I left Vernon Brill half way up the mast of HMS Dorsetshire waiting for the rating he was relieving climbing out of the barrel like crows nest. As he hung on there, one hand on a rung, the other grabbing the stay, he could see the ship bury her bows into a big Atlantic wave, the mast swung forward and he had to hold on tighter to prevent being cast off . Looking down he was sure the bows would keep on diving under and under but then, the bows lifted, showered white water along the decks and he was pressed against the crosstrees as the mask flicked back. When the waves were coming from the side, one moment there would be nothing below but a wave and he hung on tight, the wire strands of the stay biting into his hand, trying to hold on with his feet as the mast started to come upright and leave him hanging. When the mast was upright, he could relax, with the steel deck and bridge structure under him but, a few breaths later, he would be pressed against the rising mast with nothing but the sea below.

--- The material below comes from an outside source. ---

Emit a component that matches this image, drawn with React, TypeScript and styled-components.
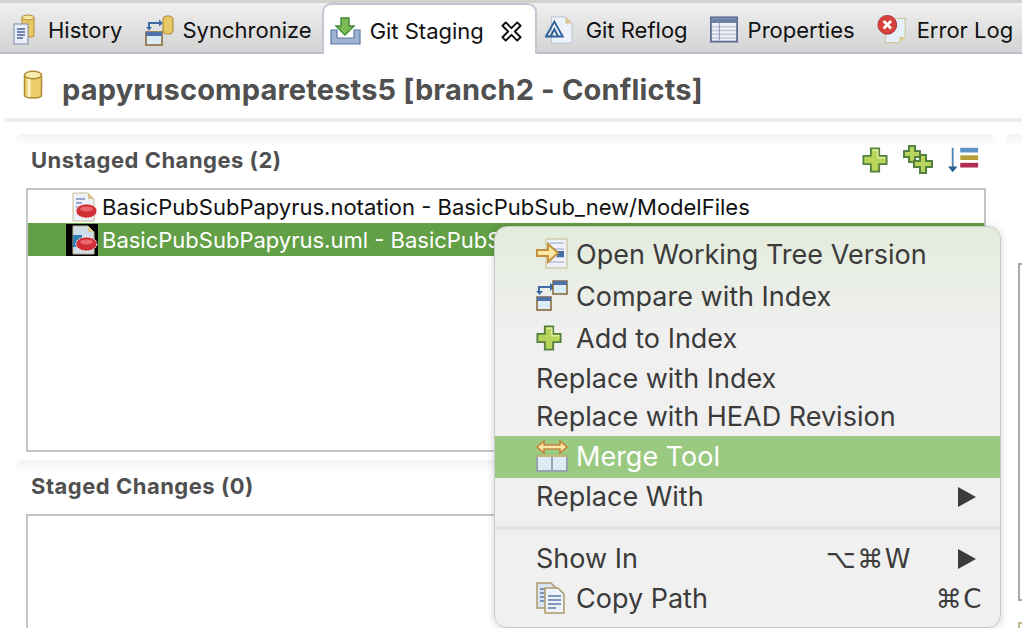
import { ReactNode } from 'react';
import styled, { createGlobalStyle } from 'styled-components'

const GlobalStyle = createGlobalStyle`
  html, body {
    margin: 0;
    padding: 0;
    background: #fff;
    overflow: hidden;
  }
  * { box-sizing: border-box; }
`;

const HistoryIcon = () => (
  <svg width="22" height="31" viewBox="0 0 22 31">
    <path d="M9 3h12v18a2 2 0 0 1-2 2H9z" fill="#e8c964" stroke="#b08a35" />
    <ellipse cx="15" cy="3.5" rx="6" ry="2.5" fill="#f5e6a0" stroke="#b08a35" />
    <rect x="1" y="10" width="14" height="20" fill="#e9eef8" stroke="#7a88ab" />
    <path d="M4 15h8M4 18h8M4 21h8M4 24h6" stroke="#47609a" strokeWidth="1.4" />
  </svg>
);

const SyncIcon = () => (
  <svg width="30" height="32" viewBox="0 0 30 32">
    <path d="M5 15v-6h10" fill="none" stroke="#3f6aa8" strokeWidth="2" />
    <path d="M15 5.500l4 3.500-4 3.500zM2 13h6l-3 3.500z" fill="#3f6aa8" />
    <rect x="2" y="18" width="16" height="13" fill="#dcecf7" stroke="#8a6d3b" strokeWidth="1.6" />
    <rect x="2" y="18" width="16" height="4" fill="#4f73a8" />
    <rect x="19" y="2" width="10" height="18" rx="4" fill="#e8c964" stroke="#b08a35" strokeWidth="1.2" />
  </svg>
);

const StagingIcon = () => (
  <svg width="32" height="30" viewBox="0 0 32 30">
    <path d="M2 14v14h29V14h-6v8H8v-8z" fill="#9fb2d2" stroke="#5c78a8" strokeWidth="1.2" />
    <path d="M12 2h8v8h5l-9 9-9-9h5z" fill="#7dbb55" stroke="#3f8a35" strokeWidth="1.4" />
  </svg>
);

const CloseIcon = () => (
  <svg width="21" height="21" viewBox="0 0 22 22">
    <path d="M5 1.500l6 6 6-6 3.500 3.500-6 6 6 6-3.500 3.500-6-6-6 6L1.500 17l6-6-6-6z" fill="#fff" stroke="#111" strokeWidth="2" strokeLinejoin="round" />
  </svg>
);

const ReflogIcon = () => (
  <svg width="28" height="30" viewBox="0 0 30 32">
    <path d="M7 2h15l7 7v21H7z" fill="#eef3fb" stroke="#b8c0cf" />
    <path d="M22 2v7h7z" fill="#d8c48a" />
    <path d="M1 23L10 7l9 16z" fill="none" stroke="#2c5f96" strokeWidth="2" />
    <path d="M6 23l4-8 4 8" fill="none" stroke="#2c5f96" strokeWidth="2" />
  </svg>
);

const PropertiesIcon = () => (
  <svg width="28" height="27" viewBox="0 0 30 28">
    <rect x="1" y="1" width="28" height="26" fill="#eef0f6" stroke="#5c6f96" strokeWidth="2" />
    <rect x="2" y="2" width="26" height="5" fill="#6c7fa6" />
    <path d="M2 11h26M2 15h26M2 19h26M2 23h26" stroke="#c0c8da" strokeWidth="1.600" />
    <path d="M10 7v19" stroke="#8494b4" />
  </svg>
);

const ErrorIcon = () => (
  <svg width="30" height="31" viewBox="0 0 32 32">
    <path d="M9 4h21v20l-6 6H9z" fill="#e6f0f8" stroke="#cdbd8c" />
    <path d="M24 30v-6h6z" fill="#e0c890" />
    <circle cx="11" cy="11" r="10" fill="#d8403c" stroke="#a53030" />
    <path d="M7 7l8 8M15 7l-8 8" stroke="#fff" strokeWidth="3" />
  </svg>
);

const CylinderIcon = () => (
  <svg width="20" height="30" viewBox="0 0 20 30">
    <path d="M1.500 5v20c0 4 17 4 17 0V5z" fill="#eccf6c" stroke="#b08a35" strokeWidth="1.500" />
    <ellipse cx="10" cy="5" rx="8.500" ry="3.800" fill="#f9eeb0" stroke="#b08a35" strokeWidth="1.500" />
    <path d="M6 9v18" stroke="#fbf3c6" strokeWidth="3" />
  </svg>
);

const PlusIcon = () => (
  <svg width="26" height="28" viewBox="0 0 28 28">
    <path d="M9.500 1.500h9v8h8v9h-8v8h-9v-8h-8v-9h8z" fill="#b9d45a" stroke="#54803f" strokeWidth="2" />
    <path d="M11 3.500h6v8h8" fill="none" stroke="#e3ee9e" strokeWidth="1.500" />
  </svg>
);

const PlusAllIcon = () => (
  <svg width="32" height="30" viewBox="0 0 32 30">
    <path d="M7 1h6v5h5v6h-5v5H7v-5H2V6h5z" fill="#b9d45a" stroke="#54803f" strokeWidth="2" />
    <path d="M18 10h6v6h6v6h-6v6h-6v-6h-6v-6h6z" fill="#b9d45a" stroke="#54803f" strokeWidth="2" />
  </svg>
);

const SortIcon = () => (
  <svg width="32" height="28" viewBox="0 0 34 28">
    <path d="M5 1v21" stroke="#4f86b8" strokeWidth="2" />
    <path d="M0 21h10l-5 6z" fill="#2f5f8e" />
    <rect x="13" y="1" width="19" height="5" fill="#5b94c4" />
    <rect x="13" y="9" width="19" height="5" fill="#b59f38" />
    <rect x="13" y="17" width="19" height="5" fill="#b22c54" />
  </svg>
);

const ConflictFileIcon = ({ selected }: { selected?: boolean }) => (
  <svg width={selected ? 32 : 26} height="32" viewBox={selected ? '-6 0 32 32' : '0 0 26 32'}>
    {selected && <rect x="-6" y="0" width="32" height="32" fill="#000" />}
    <path d="M1 2h15l6 6v22H1z" fill={selected ? '#cfdcea' : '#eef3fb'} stroke="#c6b88e" />
    <path d="M16 2v6h6z" fill="#dcc58a" />
    {selected
      ? <path d="M1 11h9v12H1z" fill="#2f7fb5" />
      : <path d="M4 8h9M4 12h6M4 16h3" stroke="#7a90b8" strokeWidth="1.500" />}
    <ellipse cx="14.500" cy="20" rx="10.500" ry="7" fill="#cf2f35" stroke="#fff" strokeDasharray="2 1" />
    <ellipse cx="14.500" cy="18" rx="6.500" ry="2.500" fill="#e8686c" />
  </svg>
);

const OpenIcon = () => (
  <svg width="32" height="32" viewBox="0 0 32 32">
    <rect x="10" y="1" width="21" height="29" fill="#eef1f8" stroke="#c4b98e" />
    <path d="M13 5h15M17 11h11M20 15h8M20 19h8M13 24h15" stroke="#b4bfd6" strokeWidth="1.500" />
    <rect x="21" y="13" width="7" height="6" fill="#4470a8" />
    <path d="M1 12h11V6l10 9-10 9v-6H1z" fill="#fbe8a8" stroke="#c4913c" strokeWidth="2" />
  </svg>
);

const CompareIcon = () => (
  <svg width="32" height="32" viewBox="0 0 32 32">
    <path d="M3 12V7h11" fill="none" stroke="#3f6aa8" strokeWidth="2" />
    <path d="M14 3l5 4-5 4zM0 11h7l-3.500 4z" fill="#3f6aa8" />
    <rect x="1" y="17" width="14" height="13" fill="#dcecf7" stroke="#8a6d3b" strokeWidth="1.600" />
    <rect x="1" y="17" width="14" height="4" fill="#4f73a8" />
    <rect x="17" y="1" width="14" height="13" fill="#dcecf7" stroke="#8a6d3b" strokeWidth="1.600" />
    <rect x="17" y="1" width="14" height="4" fill="#4f73a8" />
  </svg>
);

const MergeIcon = () => (
  <svg width="32" height="32" viewBox="0 0 32 32">
    <path d="M1 7l7-6v4h16V1l7 6-7 6V9H8v4z" fill="#fbe8a8" stroke="#c4853c" strokeWidth="1.600" />
    <rect x="1" y="16" width="30" height="15" fill="#dcecf7" stroke="#9aa3a8" strokeWidth="2" />
    <path d="M16 16v15" stroke="#9aa3a8" strokeWidth="2" />
    <rect x="1" y="15" width="30" height="2" fill="#c8b47a" />
  </svg>
);

const CopyIcon = () => (
  <svg width="30" height="32" viewBox="0 0 30 32">
    <path d="M1 1h14l5 5v20H1z" fill="#dce4f2" stroke="#ad9a6b" strokeWidth="1.500" />
    <path d="M4 7h8M4 11h8M4 15h8M4 19h8" stroke="#5a7aa8" strokeWidth="1.500" />
    <path d="M9 6h13l6 6v19H9z" fill="#eef3fb" stroke="#ad9a6b" strokeWidth="1.500" />
    <path d="M12 14h13M12 18h13M12 22h13M12 26h8" stroke="#5a7aa8" strokeWidth="1.600" />
  </svg>
);

interface TabData {
  label: string;
  icon: ReactNode;
  gap: number;
  active?: boolean;
}

const tabs: TabData[] = [
  { label: 'History', icon: <HistoryIcon />, gap: 13 },
  { label: 'Synchronize', icon: <SyncIcon />, gap: 8 },
  { label: 'Git Staging', icon: <StagingIcon />, gap: 9, active: true },
  { label: 'Git Reflog', icon: <ReflogIcon />, gap: 13 },
  { label: 'Properties', icon: <PropertiesIcon />, gap: 10 },
  { label: 'Error Log', icon: <ErrorIcon />, gap: 10 },
];

export default function App() {
  return (
    <Page>
      <GlobalStyle />
      <TabBar>
        {tabs.map(tab => (
          <Tab key={tab.label} $active={tab.active} $gap={tab.gap}>
            {tab.icon}
            <span>{tab.label}</span>
            {tab.active && <CloseSlot><CloseIcon /></CloseSlot>}
          </Tab>
        ))}
      </TabBar>

      <RepoHeader>
        <CylinderIcon />
        <RepoTitle>papyruscomparetests5 [branch2 - Conflicts]</RepoTitle>
      </RepoHeader>
      <HeaderRule />

      <Workspace>
        <StagingPane>
          <Section>
            <SectionHead>
              <SectionTitle>Unstaged Changes (2)</SectionTitle>
              <Toolbar>
                <PlusIcon />
                <PlusAllIcon />
                <SortIcon />
              </Toolbar>
            </SectionHead>
            <FileList>
              <FileRow>
                <ConflictFileIcon />
                <span>BasicPubSubPapyrus.notation - BasicPubSub_new/ModelFiles</span>
              </FileRow>
              <FileRow $selected>
                <ConflictFileIcon selected />
                <span>BasicPubSubPapyrus.uml - BasicPubSub_new/ModelFiles</span>
              </FileRow>
            </FileList>
          </Section>
          <Section>
            <SectionHead>
              <SectionTitle>Staged Changes (0)</SectionTitle>
            </SectionHead>
            <FileList $open />
          </Section>
        </StagingPane>
        <CommitPane>
          <CommitLabel>Commit Message</CommitLabel>
          <CommitBox />
          <AuthorMark />
        </CommitPane>
      </Workspace>

      <Menu>
        <MenuItem $height={42}><ItemIcon><OpenIcon /></ItemIcon><span>Open Working Tree Version</span></MenuItem>
        <MenuItem $height={42}><ItemIcon><CompareIcon /></ItemIcon><span>Compare with Index</span></MenuItem>
        <MenuItem $height={42}><ItemIcon><PlusIcon /></ItemIcon><span>Add to Index</span></MenuItem>
        <MenuItem $height={38}>Replace with Index</MenuItem>
        <MenuItem $height={38}>Replace with HEAD Revision</MenuItem>
        <MenuItem $height={42} $active><ItemIcon><MergeIcon /></ItemIcon><span>Merge Tool</span></MenuItem>
        <MenuItem $height={38}>Replace With<Arrow /></MenuItem>
        <MenuSeparator />
        <MenuItem $height={38}>
          Show In
          <Shortcut $right={88}>⌥⌘W</Shortcut>
          <Arrow />
        </MenuItem>
        <MenuItem $height={42}>
          <ItemIcon><CopyIcon /></ItemIcon>
          <span>Copy Path</span>
          <Shortcut $right={17}>⌘C</Shortcut>
        </MenuItem>
      </Menu>
    </Page>
  )
}

const Page = styled.div`
  position: relative;
  width: 1022px;
  height: 628px;
  overflow: hidden;
  background: #fff;
  font-family: Inter, "Liberation Sans", sans-serif;
  display: flex;
  flex-direction: column;
`;

const TabBar = styled.div`
  height: 54px;
  flex: none;
  display: flex;
  align-items: stretch;
  gap: 22px;
  padding: 4px 0 0 13px;
  border-top: 3px solid #d2d2cc;
  border-bottom: 2px solid #babdcc;
  background: linear-gradient(#f0f0f0, #d3d3d3);
`;

const Tab = styled.div<{ $active?: boolean; $gap: number }>`
  display: flex;
  align-items: center;
  gap: ${({ $gap }) => $gap}px;
  font-size: 22px;
  color: #111;
  white-space: nowrap;

  ${({ $active }) => $active && `
    background: #fff;
    margin: -4px -14px -2px -12px;
    padding: 3px 0 0 5px;
    width: 215px;
    border: 2px solid #c3c7d4;
    border-bottom: none;
    border-radius: 9px 9px 0 0;
  `}
`;

const CloseSlot = styled.span`
  margin-left: 8px;
  display: flex;
`;

const RepoHeader = styled.div`
  height: 64px;
  flex: none;
  display: flex;
  align-items: center;
  gap: 19px;
  padding: 0 0 2px 23px;
`;

const RepoTitle = styled.div`
  padding-top: 9px;
  font-size: 29px;
  font-weight: 700;
  letter-spacing: 0.17px;
  color: #505050;
  white-space: nowrap;
`;

const HeaderRule = styled.div`
  height: 4px;
  flex: none;
  margin-left: 5px;
  background: #ececec;
`;

const Workspace = styled.div`
  flex: 1;
  min-height: 0;
  display: flex;
  padding-top: 12px;
`;

const StagingPane = styled.div`
  width: 980px;
  flex: none;
  margin-left: 16px;
  display: flex;
  flex-direction: column;
  gap: 8px;
`;

const Section = styled.section`
  padding-left: 10px;
  border-radius: 6px 6px 0 0;
  background: linear-gradient(#f3f3f3, #fff 12px);
`;

const SectionHead = styled.div`
  height: 54px;
  display: flex;
  align-items: center;
  justify-content: space-between;
  padding: 0 16px 2px 5px;
`;

const SectionTitle = styled.div`
  font-size: 22px;
  font-weight: 700;
  letter-spacing: 0.5px;
  color: #505050;
`;

const Toolbar = styled.div`
  display: flex;
  align-items: center;
  gap: 14px;
`;

const FileList = styled.div<{ $open?: boolean }>`
  width: 960px;
  height: ${({ $open }) => ($open ? '114px' : '264px')};
  border: 2px solid #c4c4c4;
  border-bottom: ${({ $open }) => ($open ? 'none' : '2px solid #c4c4c4')};
`;

const FileRow = styled.div<{ $selected?: boolean }>`
  height: 33px;
  display: flex;
  align-items: center;
  gap: 4px;
  padding-left: ${({ $selected }) => ($selected ? '38px' : '44px')};
  font-size: 22px;
  white-space: nowrap;
  overflow: hidden;
  color: ${({ $selected }) => ($selected ? '#fff' : '#111')};
  background: ${({ $selected }) => ($selected ? '#629f47' : 'transparent')};
`;

const CommitPane = styled.div`
  flex: 1;
  min-width: 0;
  margin-left: 10px;
  display: flex;
  flex-direction: column;
  border-radius: 6px 0 0 0;
  background: linear-gradient(#f3f3f3, #fff 12px);
`;

const CommitLabel = styled.div`
  height: 54px;
  padding-left: 15px;
  display: flex;
  align-items: center;
  font-size: 22px;
  font-weight: 700;
  color: #505050;
  white-space: nowrap;
`;

const CommitBox = styled.div`
  height: 338px;
  flex: none;
  margin: 75px 0 0 12px;
  border: 2px solid #aaa;
  border-right: none;
  background: #fff;
`;

const AuthorMark = styled.div`
  height: 6px;
  flex: none;
  margin: 21px 0 0 12px;
  border-top: 2px solid #c4b98e;
  border-left: 2px solid #c4b98e;
`;

const Menu = styled.div`
  position: absolute;
  left: 494px;
  top: 226px;
  width: 507px;
  height: 402px;
  padding-top: 7px;
  border: 1px solid #c6c9c4;
  border-radius: 13px;
  background: linear-gradient(#e3ecdc, #f0f0f0 110px);
  box-shadow: 0 1px 8px rgba(0, 0, 0, 0.18);
  font-size: 27px;
  color: #3b3b3b;
`;

const MenuItem = styled.div<{ $height: number; $active?: boolean }>`
  position: relative;
  height: ${({ $height }) => $height}px;
  display: flex;
  align-items: center;
  padding: 0 0 2px 41px;
  white-space: nowrap;
  color: ${({ $active }) => ($active ? '#fff' : '#3b3b3b')};
  background: ${({ $active }) => ($active ? '#9ac981' : 'transparent')};
`;

const ItemIcon = styled.span`
  width: 40px;
  flex: none;
  display: flex;
  align-items: center;
`;

const Arrow = styled.span`
  position: absolute;
  right: 24px;
  top: 50%;
  margin-top: -10px;
  border-left: 18px solid #3b3b3b;
  border-top: 10px solid transparent;
  border-bottom: 10px solid transparent;
`;

const Shortcut = styled.span<{ $right: number }>`
  position: absolute;
  right: ${({ $right }) => $right}px;
  top: 50%;
  transform: translateY(-50%);
  font-family: "DejaVu Sans", sans-serif;
  font-size: 26px;
  letter-spacing: 1.5px;
`;

const MenuSeparator = styled.div`
  height: 4px;
  margin: 10px 0;
  background: #e2e2e2;
`;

Once inside the barrel, he was connected by a voice tube with a mouth he spoke into to the bridge. Being there on your own was a bit frightening but - you get used to it, Vernon commented.
The picture, taken around the late 1990's, is Vernon with the last of his old shipmates. Vernon is on the left with his woundded hand behind his shipmates back.
http://www.amazon.co.uk/King-Kaiser-Rebellion-Sullatober-Dalton-ebook/dp/B00OHU6T5Y/ref=sr_1_7?s=digital-text&ie=UTF8&qid=1452518897&sr=1-7shows

Thursday, 1 December 2016

I've found the notes I made about the chap who became involved in the Bismark, so let me start at the beginning. The dorsetshire heavy cruiser was on her way from her station in China to a refit in Devonport, when she called in at Cape Town. She was short of 15 gunnery ratings and Vernon Brill transferred from the South African Navy to the Royal Navy as a rating. His first 'adventure' was climbing the mast to the lookout position in a kind of barrel half way up the mast. To get up there, he had to climb up the mast on metal rungs till he reached the crosstrees - a wooden boom held horizontal by wire stays. Once up he had to grab a stay and hang on while the chap he was relieving told him anything of interest, then climbed out of the barrel and allowed Vernon to climb in. It wasn't much better when you got in, Vernon told me.